Because each franchisor’s business is unique, what works for one company may not work for another. In order to make an informed decision on whether to use litigation or arbitration, a franchisor must understand the advantages and disadvantages of each forum. To do this, a franchisor needs the benefit of legal counsel with a knowledge about franchising.  Additionally, legal counsel must know how your business actually functions. All too often when I review a new client’s franchising program, the client never had any meaningful input about the decision on whether to use arbitration or litigation. There was never a discussion on the advantages or disadvantages of each format, particularly when considering how each format relates to that client’s unique business.

The choice of litigation may be beneficial for one client and detrimental to another.  There aren’t any “cookie cutter” molds to facilitate your decision. There are however, some relevant questions to answer in guiding your decision.

Paramount to any decision should be the cost of each approach. Litigation often involves expensive discovery consisting of motions ad infinitum and depositions that rob a growing franchisor of its most precious resource – key people.

On the other hand, arbitration may be extremely expensive. When looking at arbitration filing fees and the cost per day of each arbitrator hearing a dispute, the price can quickly rise to thousands of dollars.

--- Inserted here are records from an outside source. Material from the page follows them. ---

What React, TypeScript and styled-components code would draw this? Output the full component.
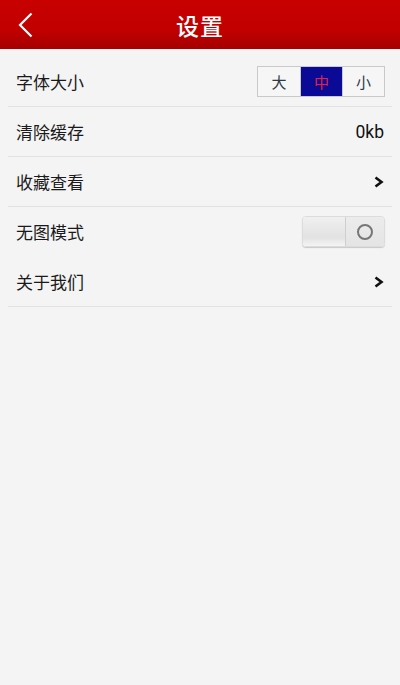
import React, { useState } from "react";
import styled, { createGlobalStyle } from "styled-components";

const GlobalStyle = createGlobalStyle`
  html, body {
    margin: 0;
    padding: 0;
    background: #f4f4f4;
  }
  body {
    font-family: "Noto Sans CJK SC", "Noto Sans", sans-serif;
  }
`;

const Page = styled.div`
  width: 400px;
  min-height: 685px;
  background: #f4f4f4;
  display: flex;
  flex-direction: column;
`;

const Header = styled.header`
  height: 49px;
  background: linear-gradient(to bottom, #c80000 0%, #c20000 60%, #a40000 100%);
  display: grid;
  grid-template-columns: 50px 1fr 50px;
  align-items: center;
`;

const BackButton = styled.button`
  border: 0;
  background: none;
  padding: 0 0 0 17px;
  height: 49px;
  display: flex;
  align-items: center;
  cursor: pointer;
`;

const Title = styled.h1`
  margin: 0;
  text-align: center;
  color: #fff;
  font-size: 23px;
  font-weight: 500;
  letter-spacing: 1px;
`;

const List = styled.div`
  padding: 8px 8px 0;
`;

const Row = styled.div<{ $divider?: boolean }>`
  height: 49px;
  display: flex;
  align-items: center;
  justify-content: space-between;
  padding: 0 8px;
  border-bottom: 1px solid ${({ $divider = true }) => ($divider ? "#e2e2e2" : "transparent")};
`;

const Label = styled.span`
  font-size: 17px;
  color: #1a1a1a;
`;

const Value = styled.span`
  font-family: "Roboto", "Noto Sans", sans-serif;
  font-size: 17.5px;
  color: #111;
`;

const Segmented = styled.div`
  display: flex;
  border: 1px solid #c9c9c9;
  height: 29px;
  margin-right: -1px;
`;

const Segment = styled.button<{ $active?: boolean }>`
  width: 42px;
  border: 0;
  border-left: 1px solid #c9c9c9;
  padding: 0;
  font-family: "Noto Sans CJK SC", sans-serif;
  font-size: 15px;
  background: ${({ $active }) => ($active ? "#0a0a96" : "#f6f6f6")};
  color: ${({ $active }) => ($active ? "#e8203c" : "#2e3a4a")};
  cursor: pointer;
  &:first-child {
    border-left: 0;
  }
`;

const Toggle = styled.div`
  display: flex;
  width: 83px;
  height: 31px;
  border-radius: 4px;
  overflow: hidden;
  margin-right: -1px;
  box-shadow: 0 1px 1px rgba(0, 0, 0, 0.18);
  border: 1px solid #dcdcdc;
  box-sizing: border-box;
`;

const ToggleTrack = styled.div`
  flex: 1;
  background: linear-gradient(to bottom, #f0f0f0 0%, #e2e2e2 70%, #f4f4f4 100%);
`;

const ToggleKnob = styled.div`
  width: 38px;
  border-left: 1px solid #cfcfcf;
  background: linear-gradient(to bottom, #ececec, #e4e4e4);
  display: flex;
  align-items: center;
  justify-content: center;
`;

const KnobRing = styled.span`
  width: 12px;
  height: 12px;
  border-radius: 50%;
  border: 2px solid #767676;
`;

const Chevron = () => (
  <svg width="10" height="12" viewBox="0 0 10 12">
    <path d="M1.5 1.5 L7.5 6 L1.5 10.5" fill="none" stroke="#111" strokeWidth="2.6" strokeLinejoin="miter" />
  </svg>
);

const sizes = ["大", "中", "小"];

export default function App() {
  const [size, setSize] = useState("中");
  return (
    <Page>
      <GlobalStyle />
      <Header>
        <BackButton aria-label="返回">
          <svg width="17" height="26" viewBox="0 0 17 26">
            <path d="M14.5 1.5 L3 13 L14.5 24.5" fill="none" stroke="#fff" strokeWidth="2.2" />
          </svg>
        </BackButton>
        <Title>设置</Title>
        <span />
      </Header>
      <List>
        <Row>
          <Label>字体大小</Label>
          <Segmented>
            {sizes.map((s) => (
              <Segment key={s} $active={s === size} onClick={() => setSize(s)}>
                {s}
              </Segment>
            ))}
          </Segmented>
        </Row>
        <Row>
          <Label>清除缓存</Label>
          <Value>0kb</Value>
        </Row>
        <Row>
          <Label>收藏查看</Label>
          <Chevron />
        </Row>
        <Row $divider={false}>
          <Label>无图模式</Label>
          <Toggle>
            <ToggleTrack />
            <ToggleKnob>
              <KnobRing />
            </ToggleKnob>
          </Toggle>
        </Row>
        <Row>
          <Label>关于我们</Label>
          <Chevron />
        </Row>
      </List>
    </Page>
  );
}
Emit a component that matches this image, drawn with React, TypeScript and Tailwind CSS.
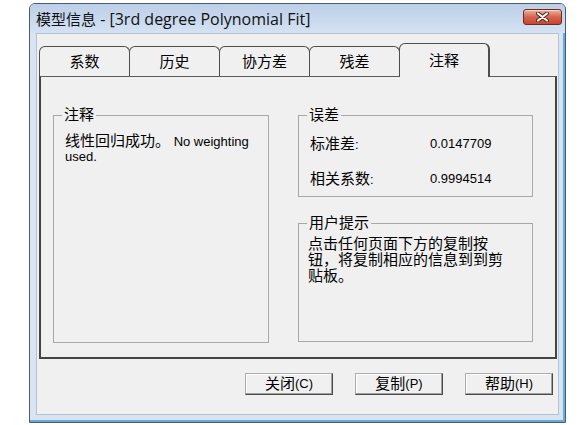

This disadvantage may, however, work as an advantage for some franchisors.

Cost for a franchisee to initiate arbitration can be a deterrent to a franchisee’s aggressiveness. It is amazing, but many litigious franchisees will think twice about initiating arbitration when they are advised about its costs and are unable to find an attorney to represent them on a contingency fee basis.

An important area to consider in a franchisor’s decision on whether to use litigation or arbitration is whether a franchisor has any avenue of appeal if it does not believe the decision follows legal precedent. Litigation is structured and a judge must follow the law and, if not, there are appellate courts to ensure compliance with the law. Unfortunately in arbitration, appellate review is very limited. We sometimes find arbitrators who believe their function is to provide equity, and in doing so, they tend to compromise. With limited appellate review, there may be no viable avenue for a franchisor to appeal the arbitration decision. This would appear to be a definite strike against arbitration, but it must also be weighed in conjunction with a survey finding that the average and median jury verdicts against franchisors were dramatically higher (almost seven times) than the awards judges and arbitrators rendered against franchisors.

Whether to utilize arbitration or litigation requires a thorough knowledge of the advantages and disadvantages of both concepts. As a franchisor, be diligent in learning all the pluses and minuses of each process. Don’t fall into the trap of one size fits all.